Duration & Sustainability

All e-participation services provided to the concerned users are provided in regular basis which is open to use, comment and view by the public. Social media, blogs, newsletters are examples of the open services provided by the eGA. In some cases there will be some services that are private and target certain groups. eGA holds different services with flexibility to select the type of engagement.

According to the sustainability of e-participation, researchers found the eGA is ready in terms of the sustainability factor of e-participation such as: society, and environment.  According to the Society factor, eGA in general adopts all services to return value to society with different variances of the technology used. It is also trying to provide e-participation services to all citizens with no exception including the people with disability through many tools such as  LISTEN tool

According to the Environment factor, eGA tries to build a safe environment to hold data, supported with an error recovery system in responses with any unacceptable situation. According to security, e-government in regular basis checked security by McAfee security, as well as it is also powered by Norton security.  E-Participation services also are provided through a secure environment with TRUETs certificate  for holding users’ privacy. Finally, e-GA tries to implement green IT on most of its transactions to keep the environment sustainable.

Accessibility

eGA enabled e-participation services through certain tools. These accessibility tools are provided to community sectors for better e-participation.  E-participation could be accessed via electronic media such as internet, mobile, kiosks, workshop and conferencing facility, and National Centre.  It also provides a Call Center to allow users to communicate directly with the provider.

Resources and Promotion

eGA is a part of the kingdom of Bahrain ministries, in which its budgets are assigned in every first quarter of year. This budget assigned is distributed to many projects that can help individuals and businesses in the Kingdom of Bahrain. Mainly, the source of funding depended on local public funding. It used a wide range of promotion tools in terms of informing the users with the latest news, and provided technology. These promotion tools are TV promotion, radio and News, Newsletters and magazines, Social media, Broadcasting through mobiles and e-mails, through websites and clickable logos advertising.

Evaluation and Outcomes

In this section, the design of ICT of e-participation will be evaluated regarding three evaluation perspectives.
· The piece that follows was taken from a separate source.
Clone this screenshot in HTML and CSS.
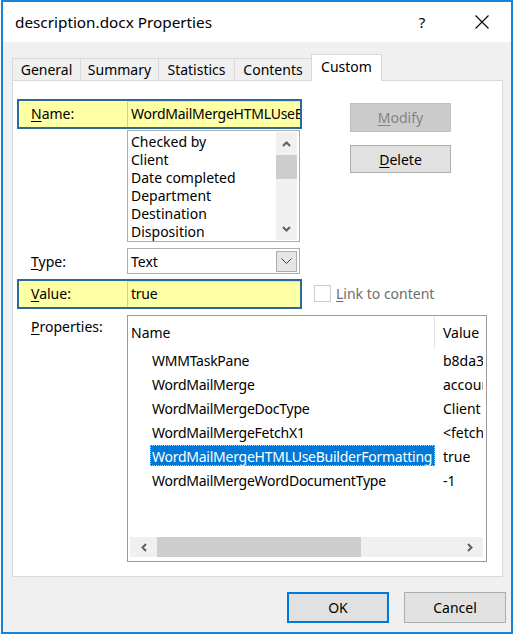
FILE: index.html
```html
<!DOCTYPE html>
<html>
<head>
<meta charset="utf-8">
<title>description.docx Properties</title>
<link rel="stylesheet" href="styles.css">
</head>
<body>
<div class="window">
  <div class="titlebar">
    <span class="title">description.docx Properties</span>
    <span class="help">?</span>
    <span class="close"><svg width="14" height="14" viewBox="0 0 14 14"><path d="M0.5 0.5 L13.5 13.5 M13.5 0.5 L0.5 13.5" stroke="#000" stroke-width="1.1" fill="none"/></svg></span>
  </div>
  <div class="client">
    <div class="tabs">
      <div class="tab t-general">General</div>
      <div class="tab t-summary">Summary</div>
      <div class="tab t-stats">Statistics</div>
      <div class="tab t-contents">Contents</div>
      <div class="tab t-custom active">Custom</div>
    </div>
    <div class="panel">
      <div class="top">
        <div class="leftcol">
          <div class="hl">
            <span class="hlabel"><u>N</u>ame:</span>
            <div class="field">WordMailMergeHTMLUseBuilderFormatting</div>
          </div>
          <div class="listbox">
            <div class="items">
              <div>Checked by</div>
              <div>Client</div>
              <div>Date completed</div>
              <div>Department</div>
              <div>Destination</div>
              <div>Disposition</div>
            </div>
            <div class="vscroll">
              <div class="arrow"><svg width="9" height="6" viewBox="0 0 9 6"><path d="M1 5 L4.5 1.5 L8 5" stroke="#606060" stroke-width="2" fill="none"/></svg></div>
              <div class="vthumb"></div>
              <div class="vspace"></div>
              <div class="arrow"><svg width="9" height="6" viewBox="0 0 9 6"><path d="M1 1 L4.5 4.5 L8 1" stroke="#606060" stroke-width="2" fill="none"/></svg></div>
            </div>
          </div>
          <div class="typerow">
            <span class="tlabel"><u>T</u>ype:</span>
            <div class="combo">
              <span class="ctext">Text</span>
              <span class="dd"><svg width="11" height="6" viewBox="0 0 11 6"><path d="M0.5 0.5 L5.5 5.5 L10.5 0.5" stroke="#404040" stroke-width="1" fill="none"/></svg></span>
            </div>
          </div>
          <div class="hl value">
            <span class="hlabel"><u>V</u>alue:</span>
            <div class="field">true</div>
          </div>
        </div>
        <div class="rightcol">
          <button class="btn disabled"><u>M</u>odify</button>
          <button class="btn delete"><u>D</u>elete</button>
          <div class="check">
            <span class="box"></span>
            <span class="clabel"><u>L</u>ink to content</span>
          </div>
        </div>
      </div>
      <div class="props">
        <span class="plabel"><u>P</u>roperties:</span>
        <div class="proplist">
          <div class="phead">
            <div class="hname">Name</div>
            <div class="hval">Value</div>
          </div>
          <div class="prows">
            <div class="prow"><div class="pname">WMMTaskPane</div><div class="pval">b8da3</div></div>
            <div class="prow"><div class="pname">WordMailMerge</div><div class="pval">account</div></div>
            <div class="prow"><div class="pname">WordMailMergeDocType</div><div class="pval">Client</div></div>
            <div class="prow"><div class="pname">WordMailMergeFetchX1</div><div class="pval">&lt;fetch</div></div>
            <div class="prow"><div class="pname sel">WordMailMergeHTMLUseBuilderFormatting</div><div class="pval">true</div></div>
            <div class="prow"><div class="pname">WordMailMergeWordDocumentType</div><div class="pval">-1</div></div>
          </div>
          <div class="hscroll">
            <div class="harrow"><svg width="6" height="9" viewBox="0 0 6 9"><path d="M5 1 L1.5 4.5 L5 8" stroke="#606060" stroke-width="2" fill="none"/></svg></div>
            <div class="hthumb"></div>
            <div class="hspace"></div>
            <div class="harrow"><svg width="6" height="9" viewBox="0 0 6 9"><path d="M1 1 L4.5 4.5 L1 8" stroke="#606060" stroke-width="2" fill="none"/></svg></div>
          </div>
        </div>
      </div>
    </div>
    <div class="footer">
      <button class="btn ok">OK</button>
      <button class="btn cancel">Cancel</button>
    </div>
  </div>
</div>
</body>
</html>
```

FILE: styles.css
```css
* { box-sizing: border-box; }
body {
  margin: 0;
  background: #ffffff;
  font-family: "Noto Sans", "Open Sans", sans-serif;
  font-size: 14px;
  color: #000;
}
u { text-decoration-thickness: 1px; text-underline-offset: 2px; }

.window {
  margin-left: 1px;
  width: 512px;
  height: 634px;
  border: 2px solid #1883d7;
  display: flex;
  flex-direction: column;
}

.titlebar {
  height: 40px;
  flex: none;
  background: #fff;
  display: flex;
  align-items: center;
}
.title { flex: 1; padding-left: 12px; font-size: 15.3px; }
.help { width: 30px; text-align: center; margin-right: 30px; font-size: 15px; }
.close { width: 30px; margin-right: 14px; display: flex; justify-content: center; }

.client {
  flex: 1;
  background: #f0f0f0;
  padding: 12px 0 0 9px;
}

.tabs { display: flex; align-items: flex-end; height: 26px; }
.tab {
  height: 22px;
  border: 1px solid #d9d9d9;
  border-bottom: none;
  background: #f0f0f0;
  text-align: center;
  line-height: 21px;
  margin-left: -1px;
}
.t-general { width: 69px; margin-left: 0; }
.t-summary { width: 79px; }
.t-stats { width: 77px; }
.t-contents { width: 78px; }
.t-custom { width: 71px; }
.tab.active {
  height: 27px;
  margin-bottom: -1px;
  background: #fff;
  position: relative;
  z-index: 1;
  line-height: 24px;
}

.panel {
  width: 491px;
  height: 497px;
  background: #fff;
  border: 1px solid #d9d9d9;
}

.top { display: flex; }
.leftcol {
  width: 285px;
  margin-left: 4px;
  margin-top: 18px;
  display: flex;
  flex-direction: column;
}
.hl {
  height: 30px;
  border: 2px solid #2a6a9c;
  background: #ffffa6;
  display: flex;
}
.hlabel { width: 108px; padding-left: 12px; line-height: 26px; }
.field {
  flex: 1;
  min-width: 0;
  overflow: hidden;
  white-space: nowrap;
  border-left: 1px solid #cfcf9f;
  border-top: 1px solid #e4e4b0;
  padding-left: 3px;
  line-height: 24px;
  letter-spacing: -0.25px;
}

.listbox {
  margin-top: 1px;
  margin-left: 110px;
  width: 173px;
  height: 112px;
  border: 1px solid #adadad;
  display: flex;
  background: #fff;
}
.items { flex: 1; padding: 2px 0 0 3px; line-height: 18px; }
.vscroll {
  width: 21px;
  margin: 1px 2px 1px 0;
  background: #f0f0f0;
  display: flex;
  flex-direction: column;
}
.arrow { height: 23px; display: flex; align-items: center; justify-content: center; }
.vthumb { height: 24px; background: #cdcdcd; }
.vspace { flex: 1; }

.typerow { display: flex; margin-top: 6px; height: 26px; }
.tlabel { width: 110px; padding-left: 14px; line-height: 28px; }
.combo {
  width: 173px;
  border: 1px solid #adadad;
  background: #fff;
  display: flex;
  align-items: center;
}
.ctext { flex: 1; padding-left: 3px; }
.dd {
  width: 21px;
  height: 21px;
  margin-right: 2px;
  background: #e5e5e5;
  border: 1px solid #adadad;
  display: flex;
  align-items: center;
  justify-content: center;
}
.hl.value { margin-top: 5px; }

.rightcol {
  display: flex;
  flex-direction: column;
  align-items: flex-start;
}
.btn {
  font: inherit;
  color: #000;
  background: #e1e1e1;
  border: 1px solid #adadad;
  padding: 0;
  margin: 0;
}
.rightcol .btn { width: 101px; margin-left: 48px; }
.btn.disabled {
  margin-top: 22px;
  height: 29px;
  background: #cccccc;
  border-color: #bfbfbf;
  color: #838383;
}
.btn.delete { margin-top: 13px; height: 28px; }
.check {
  margin-top: auto;
  margin-bottom: 7px;
  margin-left: 12px;
  display: flex;
  align-items: center;
  height: 17px;
}
.box {
  width: 17px;
  height: 17px;
  border: 1px solid #cccccc;
  background: #fff;
}
.clabel { margin-left: 5px; color: #6d6d6d; }

.props { display: flex; margin-top: 6px; }
.plabel { width: 114px; padding-left: 18px; padding-top: 2px; }
.proplist {
  width: 360px;
  height: 247px;
  border: 1px solid #9a9a9a;
  display: flex;
  flex-direction: column;
}
.phead { display: flex; height: 33px; flex: none; }
.hname { width: 307px; padding-left: 3px; border-right: 1px solid #e5e5e5; line-height: 34px; }
.hval { padding-left: 8px; line-height: 34px; }
.prows { flex: 1; padding-right: 3px; }
.prow { display: flex; height: 24px; }
.pname {
  margin-left: 22px;
  width: 285px;
  flex: none;
  height: 21px;
  padding-left: 2px;
  line-height: 23px;
  white-space: nowrap;
  letter-spacing: -0.25px;
}
.pname.sel {
  background: #0078d7;
  color: #fff;
  outline: 1px dotted #f3c27a;
  outline-offset: -1px;
}
.pval { flex: 1; min-width: 0; overflow: hidden; white-space: nowrap; padding-left: 8px; line-height: 23px; }

.hscroll {
  height: 20px;
  margin: 0 3px 4px 2px;
  background: #f0f0f0;
  display: flex;
  flex: none;
}
.harrow { width: 27px; display: flex; align-items: center; justify-content: center; }
.hthumb { width: 204px; background: #cdcdcd; }
.hspace { flex: 1; }

.footer {
  display: flex;
  justify-content: flex-end;
  gap: 15px;
  padding-top: 15px;
  padding-right: 5px;
}
.footer .btn { width: 102px; height: 31px; }
.btn.ok { border: 2px solid #0078d7; }
```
These perspectives are: political, project and social-technology perspectives.

Political perspective

E-participation at the Kingdom of Bahrain aims at enabling the transparency between community sectors, enhances the engagement of users, and betters the recognition of conflict and consensuses within the political area.

Project perspective

ICT designed for e-participation project at the Kingdom is not only engaging citizens but it is also engaging wider audience such as residents, and non-residents. The project of e-participation also enables citizens to participate in addition to providing information as well as enabling  effective analysis of results as the data transfer directly to the analysis stage, and then providing feedback to citizens. 
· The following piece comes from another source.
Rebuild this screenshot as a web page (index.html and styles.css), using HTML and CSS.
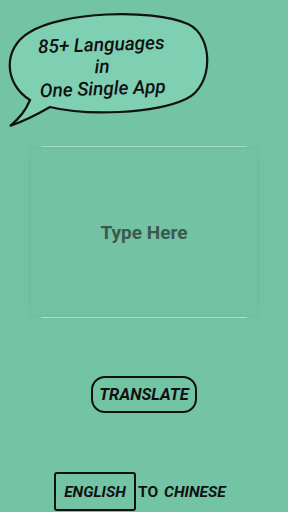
FILE: index.html
```html
<!DOCTYPE html>
<html lang="en">
<head>
    <meta charset="UTF-8">
    <title>Translator</title>
    <link rel="stylesheet" href="styles.css">
</head>
<body>
    <div class="bubble">
        <svg class="bubble-shape" width="220" height="130" viewBox="0 0 220 130">
            <path d="M30 100 C4 84 2 48 30 32 C62 12 150 8 188 24 C214 36 214 86 186 99 C154 114 86 116 50 107 C38 114 24 121 10 126 C20 118 26 110 30 100 Z"
                  fill="#7fd0b3" stroke="#111" stroke-width="2.2"/>
        </svg>
        <div class="bubble-text">
            <span>85+ Languages</span>
            <span>in</span>
            <span>One Single App</span>
        </div>
    </div>

    <div class="input-area">
        <div class="line"></div>
        <div class="card">Type Here</div>
        <div class="line"></div>
    </div>

    <div class="actions">
        <button class="translate">TRANSLATE</button>
    </div>

    <div class="langs">
        <span class="from">ENGLISH</span>
        <span class="to">TO</span>
        <span class="target">CHINESE</span>
    </div>
</body>
</html>
```

FILE: styles.css
```css
html {
    background-color: #72c4a5;
}

body {
    margin: 0;
    width: 288px;
    height: 512px;
    overflow: hidden;
    font-family: Roboto, "Liberation Sans", sans-serif;
    color: #111;
}

.bubble {
    position: relative;
    width: 220px;
    height: 130px;
}

.bubble-shape {
    position: absolute;
    left: 0;
    top: 0;
}

.bubble-text {
    position: absolute;
    left: 17px;
    top: 34px;
    width: 170px;
    display: flex;
    flex-direction: column;
    align-items: center;
    font-size: 19px;
    font-weight: 500;
    font-style: italic;
    line-height: 22px;
    transform: rotate(-2deg);
}

.input-area {
    margin-top: 16px;
    display: flex;
    flex-direction: column;
    align-items: center;
}

.line {
    width: 206px;
    height: 1px;
    background-color: #a9e0cb;
}

.card {
    width: 226px;
    height: 166px;
    margin: 2px 0;
    display: flex;
    align-items: center;
    justify-content: center;
    background-color: #72c2a3;
    box-shadow: 0 0 6px rgba(80, 150, 120, 0.25);
    border-radius: 6px;
    font-size: 19px;
    font-weight: bold;
    color: #3b5a4f;
}

.actions {
    margin-top: 58px;
    display: flex;
    justify-content: center;
}

.translate {
    width: 106px;
    height: 37px;
    border: 2px solid #111;
    border-radius: 14px;
    background-color: #72c4a5;
    font-family: Roboto, "Liberation Sans", sans-serif;
    font-size: 16.5px;
    font-weight: bold;
    font-style: italic;
    color: #111;
    padding: 0;
}

.langs {
    margin-top: 59px;
    margin-left: 54px;
    display: flex;
    align-items: center;
    font-size: 15.5px;
    font-weight: bold;
}

.from {
    width: 78px;
    height: 35px;
    border: 2px solid #111;
    border-radius: 3px;
    display: flex;
    align-items: center;
    justify-content: center;
    font-style: italic;
}

.to {
    margin-left: 2px;
}

.target {
    margin-left: 6px;
    font-style: italic;
}
```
Social-technical perspectives

eGA enables different types of techniques that increase the readiness of social involvement in the e-participation project through enhancing the users’ accessibility and responsiveness to the available tools and objectives. On the technical perspective, e-Government Authority has unified navigation to enhance users’ convenience  and innovation that directly affect the readiness of using technology. The available technologies are also efficient and flexible for improvement and enhancement, and they are supported with an error recovery system embedded with the archives of responses and suggestions from the users.

Critical Success Factors

There are many CSFs to measure the performance of the e-participation project. According to eGA website, they indicated that they have many procedures to follow to make the e-participation provider ready for any situation related to managing and getting responses and issues. These CSF’s are:

–    E-participation has to maximize transparency. 

–    All comments and questions are to be answered and taken under for consideration to maintain the existing situations.

–    Acknowledgment has to be published through channels for encouraging citizens to be involved.

–    The progress of e-participation is to be documented, updated and provided to citizens in a way to keep them updated with all government practices.


Conclusion

This research was conducted to evaluate the readiness of e-participation in the Kingdom of Bahrain from the government side. The evaluation showed that the Kingdom of Bahrain has an excellent progress and readiness toward implementing the e-Participation project according to the ten dimensions of e-participation of Macintosh (2004) implementation evaluation model that was applied in this research.  Thus, they are in a stage of applying e-consultation which is the second level of e-participation. They applied e-participation to include many  sectors including Education, Science and Research, Communication, Local/Regional community development , Politics  and Social Services, reaching different actors including individual citizens, elected representatives , government ministries , NGOs, mass communication, non-residents, tourists and businesses. They are using certain technologies such as e-petition,  e-consultation, blogs, online newsletters, polling and electronic surveys.  They provide actors with different channels to use e-participation services including Kiosk, Non e-channel through call centers, Mobile channels and portals. Also, they are promoting their e-Participation services through TV promotion, radio and News, Newsletters and magazines, Social media, Broadcasting through mobiles and e-mails, Traditional methods (telling friends), clickable logos advertising and Journal and conferencing. On the duration and sustainability dimension, it depends on the type of e-participation which could be one-off pilot, partially implemented based on objectives, or it could be available  regularly. According to the evaluation, the Kingdom of Bahrain paid attention to the successful implementation of the e-participation project through political, project and social-technology perspectives. Thus, they are striving to be transparent, ensure political Equality, and enhance Engagement in the political perspective. In project evaluation, they are engaging with wider audiences and providing information feedback. Finally, in the Social-technology perspective, the Kingdom of Bahrain provides user accessibility, user responsiveness, unified navigation, and error recovery system. For the Critical success Factors, the Kingdom is working very hard to target the initial stated CSFs with very rigid follow up procedures.

As a future work, this research will be extended to investigate the impact of the e-participation project on the citizens’ quality of life.